WASHINGTON — The California Coastal Commission is asking the Surface Transportation Board to order mediation in the long-running dispute between it, the city of Del Mar, Calif., and the North County Transit District over the transit agency’s plan to build a safety fence along its rail line on the Del Mar Bluffs.
The transit district originally asked the STB in 2020 to issue an order affirming its right to install the fence and do bluff stabilization work along the line used by its commuter trains, Amtrak’s Pacific Surfliners, and BNSF freight trains.

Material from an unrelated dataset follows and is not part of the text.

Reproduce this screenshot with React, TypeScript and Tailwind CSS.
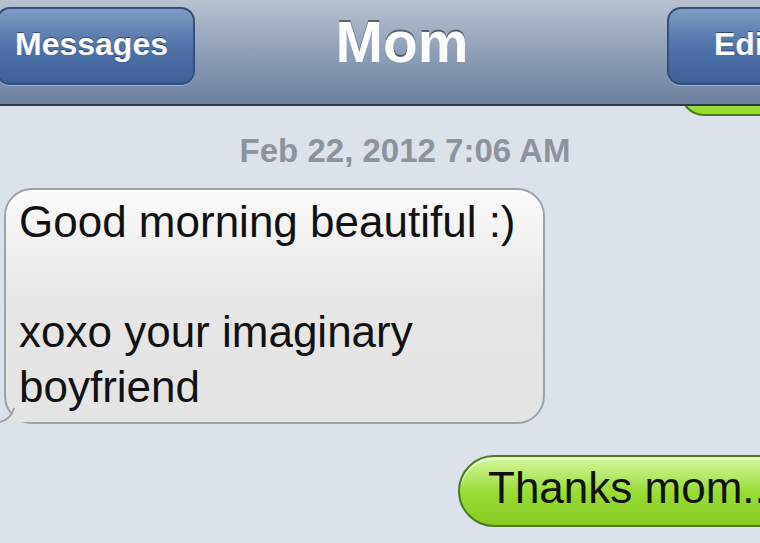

But that request has been held in abeyance while the parties attempted to negotiate an agreement; when that failed, the NCTD announced plans to proceed with installation of 1.7 miles of fencing and asked the STB to rule on its original request [see “San Diego transit district votes to proceed …,” Trains News Wire, Jan. 24, 2022].
But a January filing by California Attorney General Rob Bonta and others in his office, on behalf of the Coastal Commission, says “the parties have made substantial progress” in resolving the matter, and that mediation “could help the parties to resolve their differences without need for further proceeds before the board, or at the very least, help narrow down the issues” in the NCTD petition.
It also cautions that, without mediation, “the commission anticipates significant discovery issues that will likely require the board’s attention.” An accompanying document says these will include determining the exact boundaries of the transit district’s right-of-way and source of funding for its project, which the document says will be “central to determining the issues … including whether the [Coastal] Commission has federal consistency jurisdiction to review the project for consistency with California’s federally certified coastal management plan.”
The transit district, in a filing in response to the coastal commission request, says that the discussions between the three parties “were constructive and held some promise,” but that “it is clear after this lengthy negotiation period that an agreement cannot be reached.” It says mediation would be “another veiled attempt to delay a vital safety fencing project.”
Del Mar residents and the Coastal Commission have opposed the fencing because they say it will restrict coastal access; residents along the bluffs also say it will spoil their coastal views. The transit district wants to restrict trespasser access that has led to a number of pedestrian deaths.